Again, an idea meritocracy is not a democracy in which everyone has an equal vote about which idea is best. It’s a disciplined and objective system for “score-carding” new ideas and decisions. It reduces “analysis paralysis” so common to CPA firms. It drastically shortens all-hands meetings in which much gets discussed, but little action is taken after all 30 people in the room have finally said their piece and lunch is consumed. It prevents situations in which promising ideas die on the vine because there might be a risk involved, and everyone’s too busy to really assess the risk. Sound familiar?

Bringing idea meritocracy into your firm

To ease the transition, have everyone on the team read Patrick Lencioni’s The Five Dysfunctions of a Team. You need to develop trust. You need to have healthy arguments with each other. You need to accept direct responsibility for your actions.

How it works

This is just an example based on a four-partner firm (Let’s call it Beancount & Grindstone, LLP). Adjust for you own firm’s size and needs. There is no limit to the number of columns you can use.

• Everyone receives 25 voting points, regardless of job title or tenure at the firm.

• All 25 voting points must be used by everyone.

• Each team member must receive a rating of 1 to 10 for each category of decision (with 10 being excellent).

• You cannot rate someone a 7. That is non-committal.

• The higher the weight, the more knowledgeable the firm thinks you are about a particular area.

· Internal ratings for team members at Beancount & Grindstone, LLP

Business
Dev.

Talent/HR

Operations

Finance

TOTAL

Jen

10

9

2

4

25

Susan

3

10

6

6

25

Mark

2

6

8

9

25

April

1

6

10

8

25

Source: L&H CPAs & Advisors, 2018

Example: As a group, the firm thinks Jen is much more knowledgeable about business development and HR than she is about operations and finance (see table above). By contrast, the firm thinks April is much more knowledgeable about operations and finance than she is about business development and HR. April’s opinion about operational and financial matters will be weighed more heavily than Jen’s. But, when it comes to business development and HR, Jen’s opinion will carry much more weight than April’s. You get the idea. You can create as many vertical columns as you like and play around with the point system. Some firms give everyone 50 or 100 points to divvy out instead of 25. Just make sure each person assigns every single one of their voting points.
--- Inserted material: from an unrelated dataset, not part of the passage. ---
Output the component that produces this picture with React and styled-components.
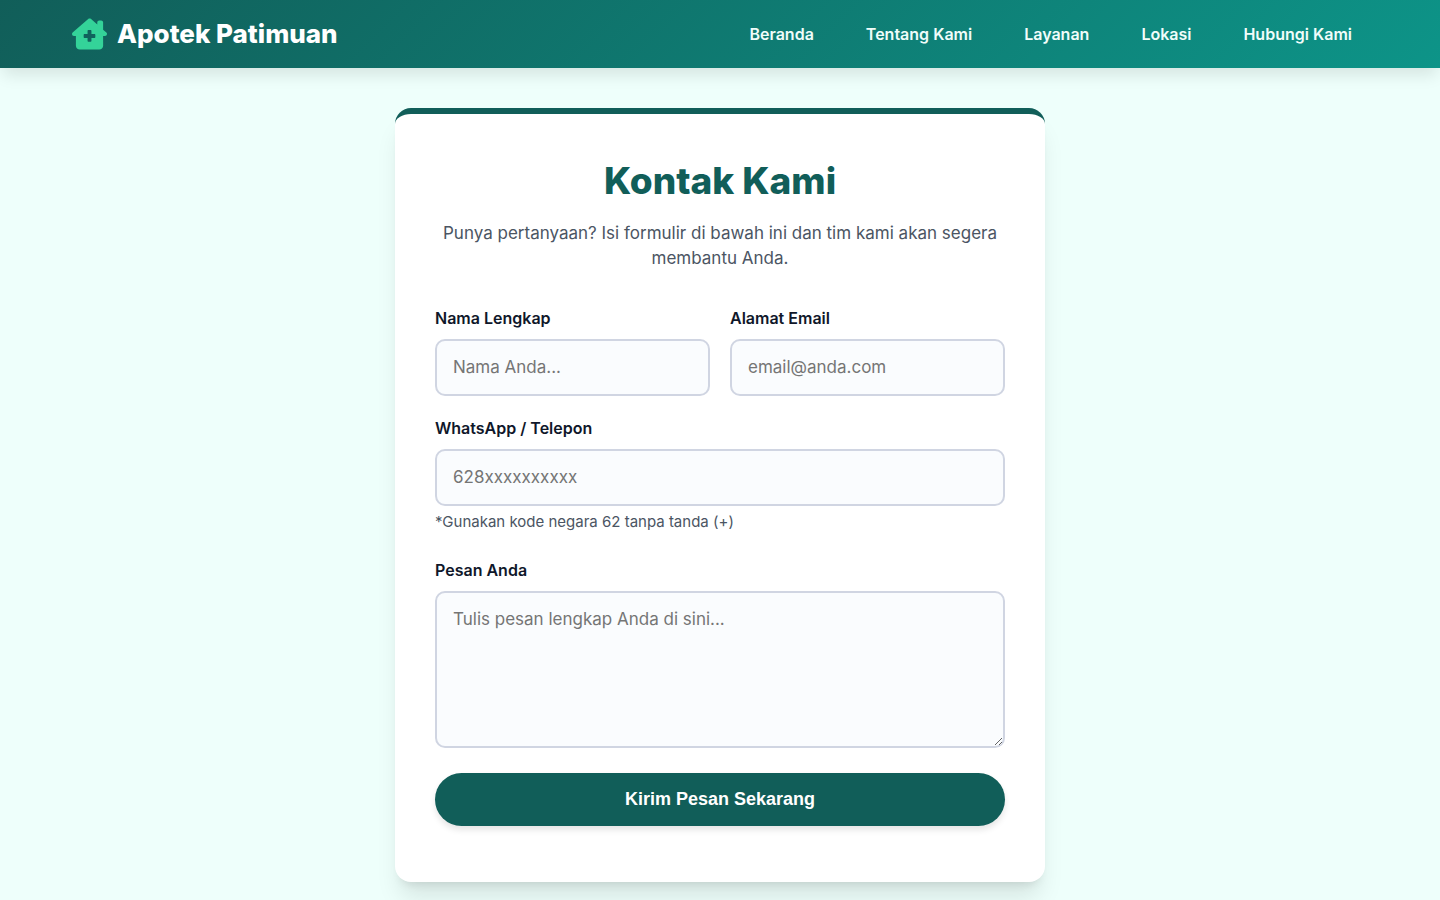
import React from 'react';
import styled, { createGlobalStyle } from 'styled-components';
import { FaHouseChimneyMedical } from 'react-icons/fa6';

const GlobalStyle = createGlobalStyle`
  * {
    box-sizing: border-box;
  }

  body {
    margin: 0;
    background: #eefffb;
    color: #0f172a;
    font-family: Inter, "Open Sans", sans-serif;
    font-size: 17px;
    line-height: 25px;
  }
`;

const links = [
  { label: 'Beranda', href: '#beranda' },
  { label: 'Tentang Kami', href: '#tentang' },
  { label: 'Layanan', href: '#layanan' },
  { label: 'Lokasi', href: '#lokasi' },
  { label: 'Hubungi Kami', href: '#kontak' },
];

const App = () => {
  return (
    <>
      <GlobalStyle />
      <Header>
        <Brand href="#beranda">
          <FaHouseChimneyMedical aria-hidden="true" />
          Apotek Patimuan
        </Brand>
        <Nav>
          {links.map((link) => (
            <NavLink key={link.href} href={link.href}>{link.label}</NavLink>
          ))}
        </Nav>
      </Header>
      <Main>
        <Card>
          <Title>Kontak Kami</Title>
          <Intro>Punya pertanyaan? Isi formulir di bawah ini dan tim kami akan segera membantu Anda.</Intro>
          <Form onSubmit={(e) => e.preventDefault()}>
            <Row>
              <Field>
                <Label htmlFor="nama">Nama Lengkap</Label>
                <Input id="nama" type="text" placeholder="Nama Anda..." />
              </Field>
              <Field>
                <Label htmlFor="email">Alamat Email</Label>
                <Input id="email" type="email" placeholder="email@anda.com" />
              </Field>
            </Row>
            <Field>
              <Label htmlFor="telepon">WhatsApp / Telepon</Label>
              <Input id="telepon" type="tel" placeholder="628xxxxxxxxxx" aria-describedby="telepon-hint" />
              <Hint id="telepon-hint">*Gunakan kode negara 62 tanpa tanda (+)</Hint>
            </Field>
            <Field>
              <Label htmlFor="pesan">Pesan Anda</Label>
              <Message id="pesan" rows={5} placeholder="Tulis pesan lengkap Anda di sini..." />
            </Field>
            <SubmitButton type="submit">Kirim Pesan Sekarang</SubmitButton>
          </Form>
        </Card>
      </Main>
    </>
  );
};

const Header = styled.header`
  position: sticky;
  top: 0;
  display: flex;
  justify-content: space-between;
  align-items: center;
  min-height: 68px;
  padding: 0 5%;
  background: linear-gradient(135deg, #115e59, #0d9488);
  box-shadow: 0 10px 15px -3px rgba(0, 0, 0, 0.1);
`;

const Brand = styled.a`
  display: flex;
  align-items: center;
  gap: 10px;
  color: #fff;
  font-size: 26px;
  font-weight: 800;
  line-height: 24px;
  text-decoration: none;

  svg {
    width: 35px;
    height: 32px;
    color: #34d399;
  }
`;

const Nav = styled.nav`
  display: flex;
  gap: 20px;
`;

const NavLink = styled.a`
  padding: 8px 16px;
  color: #f0fdfa;
  font-size: 16px;
  font-weight: 600;
  text-decoration: none;
`;

const Main = styled.main`
  padding: 40px 20px;
`;

const Card = styled.section`
  max-width: 650px;
  margin: 0 auto;
  padding: 40px 40px 56px;
  background: #fff;
  border-top: 6px solid #115e59;
  border-radius: 16px;
  box-shadow: 0 20px 25px -5px rgba(0, 0, 0, 0.1), 0 8px 10px -6px rgba(0, 0, 0, 0.1);
`;

const Title = styled.h1`
  margin: 0 0 13px;
  color: #115e59;
  font-size: 37px;
  font-weight: 800;
  line-height: 54px;
  text-align: center;
`;

const Intro = styled.p`
  margin: 0 0 35px;
  color: #4b5563;
  text-align: center;
`;

const Form = styled.form`
  display: flex;
  flex-direction: column;
  gap: 20px;
`;

const Row = styled.div`
  display: grid;
  grid-template-columns: 1fr 1fr;
  gap: 20px;
`;

const Field = styled.div`
  display: flex;
  flex-direction: column;
`;

const Label = styled.label`
  margin-bottom: 8px;
  font-size: 16px;
  font-weight: 600;
`;

const Input = styled.input`
  width: 100%;
  padding: 14px 16px;
  border: 2px solid #d0d5e2;
  border-radius: 10px;
  background: #fafcfe;
  color: inherit;
  font: inherit;

  &::placeholder {
    color: #757575;
  }

  &:focus {
    border-color: #0d9488;
    outline: none;
  }
`;

const Message = styled(Input).attrs({ as: 'textarea' })`
  display: block;
  resize: vertical;
`;

const Hint = styled.small`
  margin: 5px 0;
  color: #4b5563;
  font-size: 15px;
  line-height: 22px;
`;

const SubmitButton = styled.button`
  margin-top: 5px;
  padding: 14px;
  border: none;
  border-radius: 50px;
  background: #115e59;
  box-shadow: 0 4px 6px rgba(0, 0, 0, 0.1);
  color: #fff;
  font-family: "Liberation Sans", Arial, sans-serif;
  font-size: 18px;
  font-weight: 700;
  line-height: 25px;
  cursor: pointer;
`;

export default App;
How our firm uses idea meritocracy

My specialty is advanced planning and wealth management. I help our clients solve really big problems and focus on guiding the vision and direction of our firm. If we’re talking about how to implement a CRM system or marketing funnels, or how to create a 100-day “wow” experience for our clients, I can weigh in very heavily on those areas. My team will respect my input in those areas.

But, if we’re talking about accounting workflows, we’re getting into areas “below the line” and behind the scenes. These areas are vital to our firm’s success, but they’re never going to be in my wheelhouse. My team will be happy to tell you so, and my scorecard in this area will reflect my lack of knowledge.

To make idea meritocracy work, we’ve got to put our pride on the table and keep reminding ourselves these are “autopsies without blame,” to borrow a phrase from author Jim Collins. They’re not personal attacks on you and your co-workers. Over time, members of high-performing firms learn to remove their personal feelings from a dissection or attack on an area for which they’re responsible.

An idea meritocracy can be an abrupt change for those long-accustomed to the collegial CPA environment. But you can’t get better or reach the next level unless you are brutally honest about your own strengths and weaknesses—and about those around you. Trust others to tell you what you need to hear—not what you want to hear. In the long run you’ll be glad you did.